Published in Application Programming Interfaces on Wednesday, November 9th, 2005
Looking at Yahoo!s APIs, you can see a little of that "openess" that Yahoo! CEO Terry Semel referred to at 2005's Web 2.0 conference. From images to movies to maps and search, they offer a lot of data through their APIs.
Note: The script available at the end of the article was updated on 2005-11-16 due to a small undefined index.
Yahoo! provides APIs for many of the services that it offers, all housed under the Yahoo! Developer Network. These include Flikr, Maps, Music, Search, Search Marketing, Shopping (including Shopping User Product Reviews), Travel and Konfabulator Widgets. They also provide the ability to create customizable RSS feeds.
This post will examine Yahoo! Search Web Services, which consists of an API that allows developers to integrate Yahoo!s search functionality into their web sites and applications.

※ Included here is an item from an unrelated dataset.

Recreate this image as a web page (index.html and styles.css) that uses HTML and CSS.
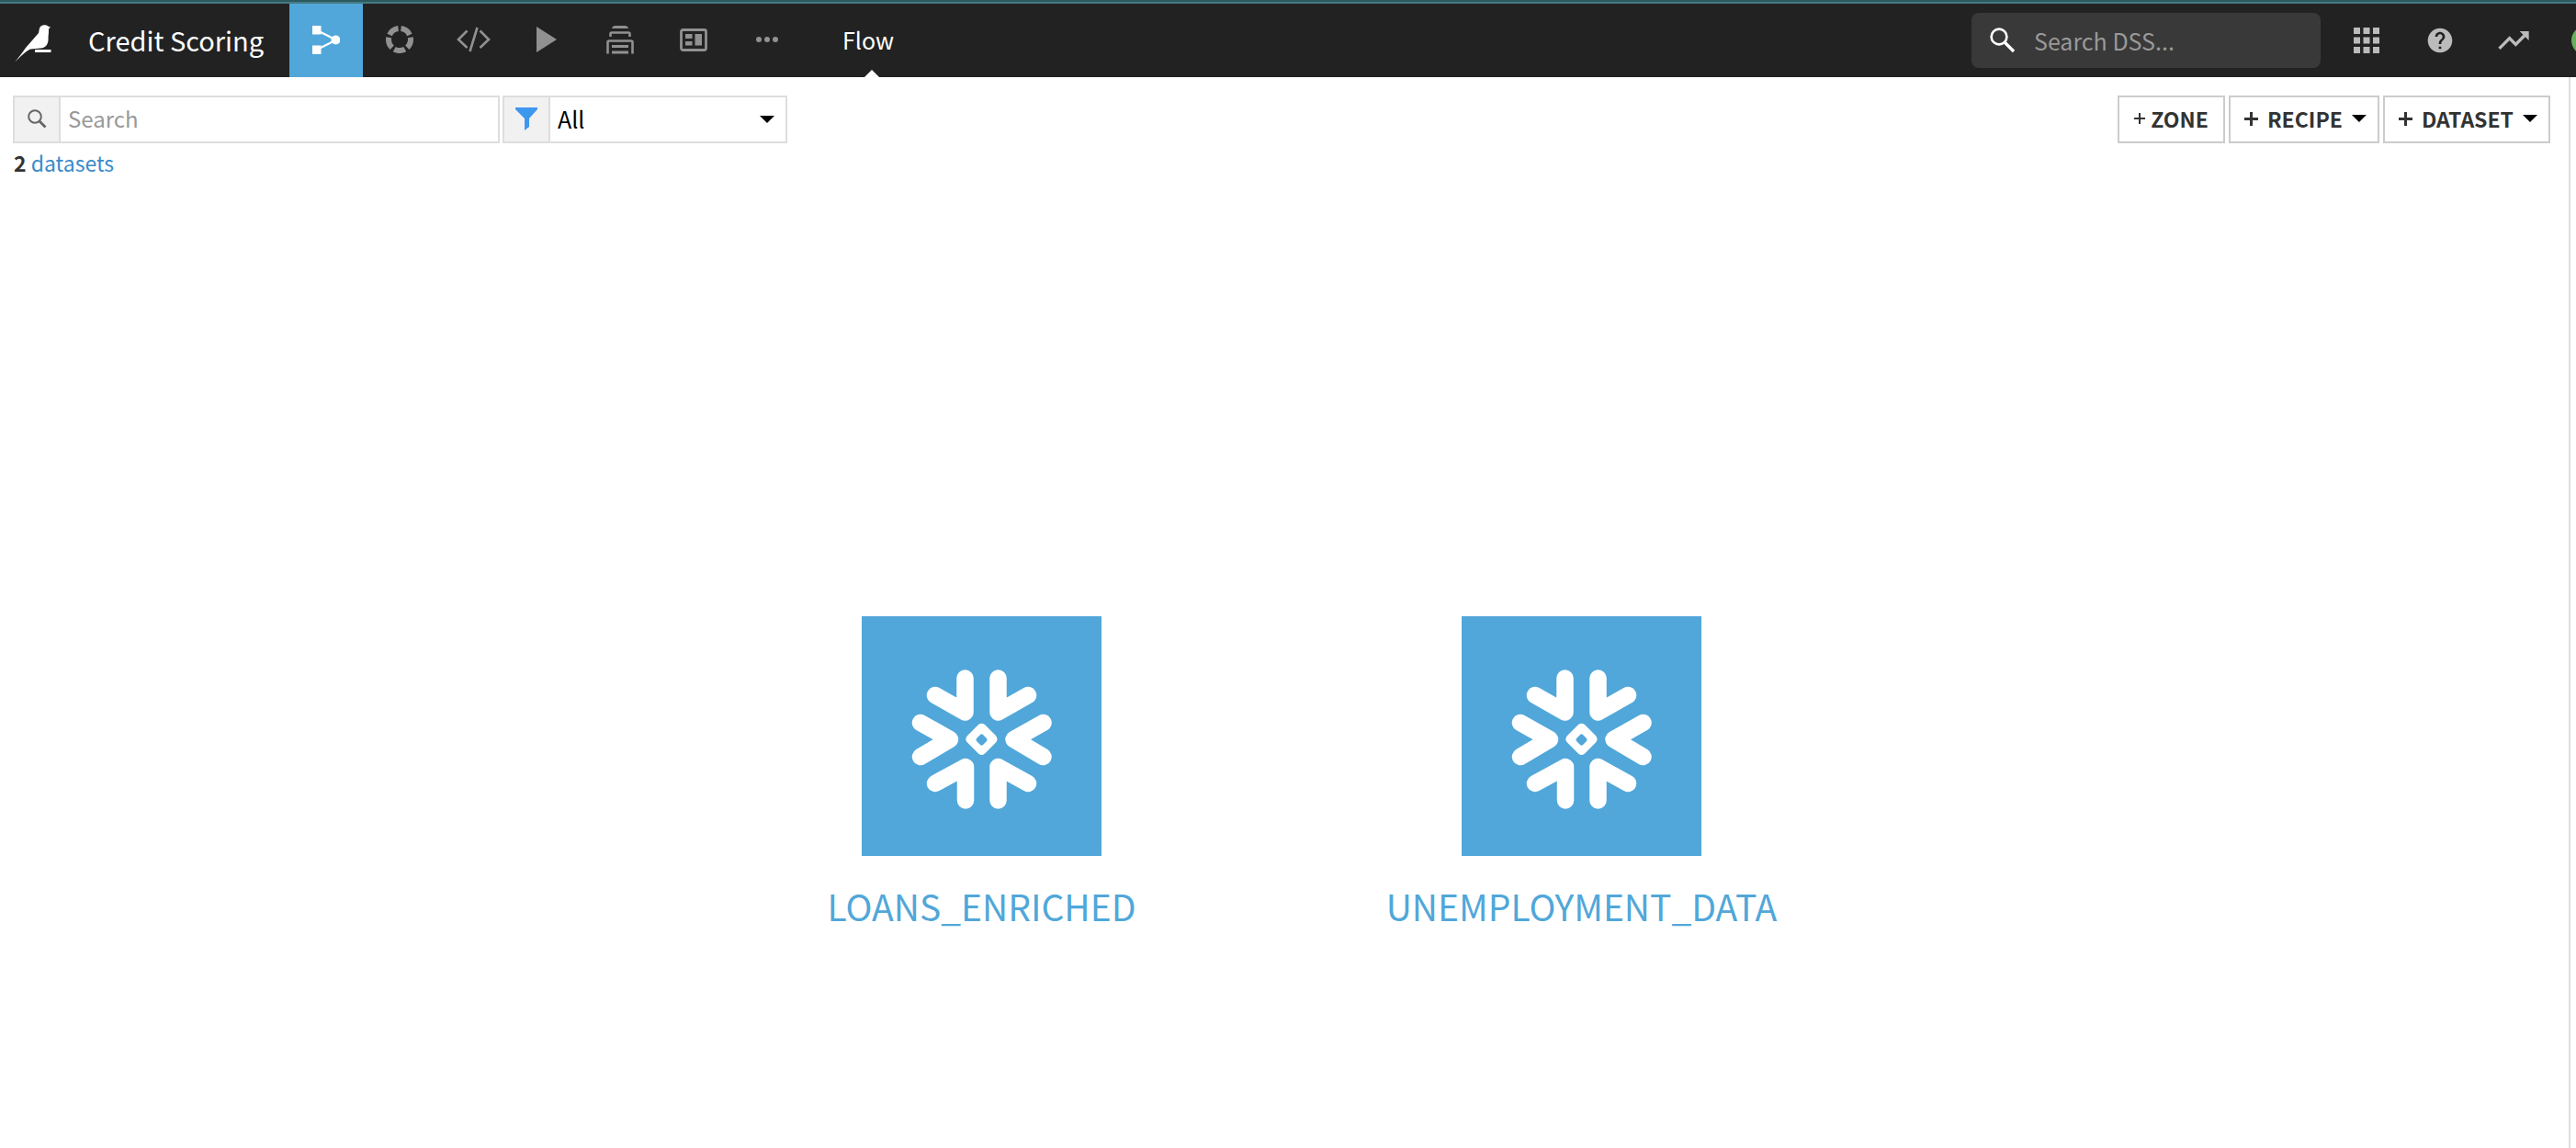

The goal of this article will be to query the Yahoo! API server, and then to process the data once we have it. At the end of the article I have linked up a sample script which does just that.
Yahoo!s search API is quite a bit more complete than that offered by Google (which we will be looking at in a later post). Not only can you make more daily queries (up to 5000), but you can get up to 100 results in one shot, you can request data from a start position (good for paginating results) and you can tighten your searches using some other advanced search parameters.
As with most APIs, there are restrictions that must be followed. For the example that will be rolled out here, an integrated site search, we are within the bounds of the API Terms of Service, but be aware that you cannot use the API for commercial use without permission from Yahoo!.
Yahoo! has a demo API key that they use in a few examples on their site, but if you are going to play around with the examples I would recommend that you head over and get an Application ID and the developer kit, which provides some examples in PHP penned by none other than Rasmus Lerdorf.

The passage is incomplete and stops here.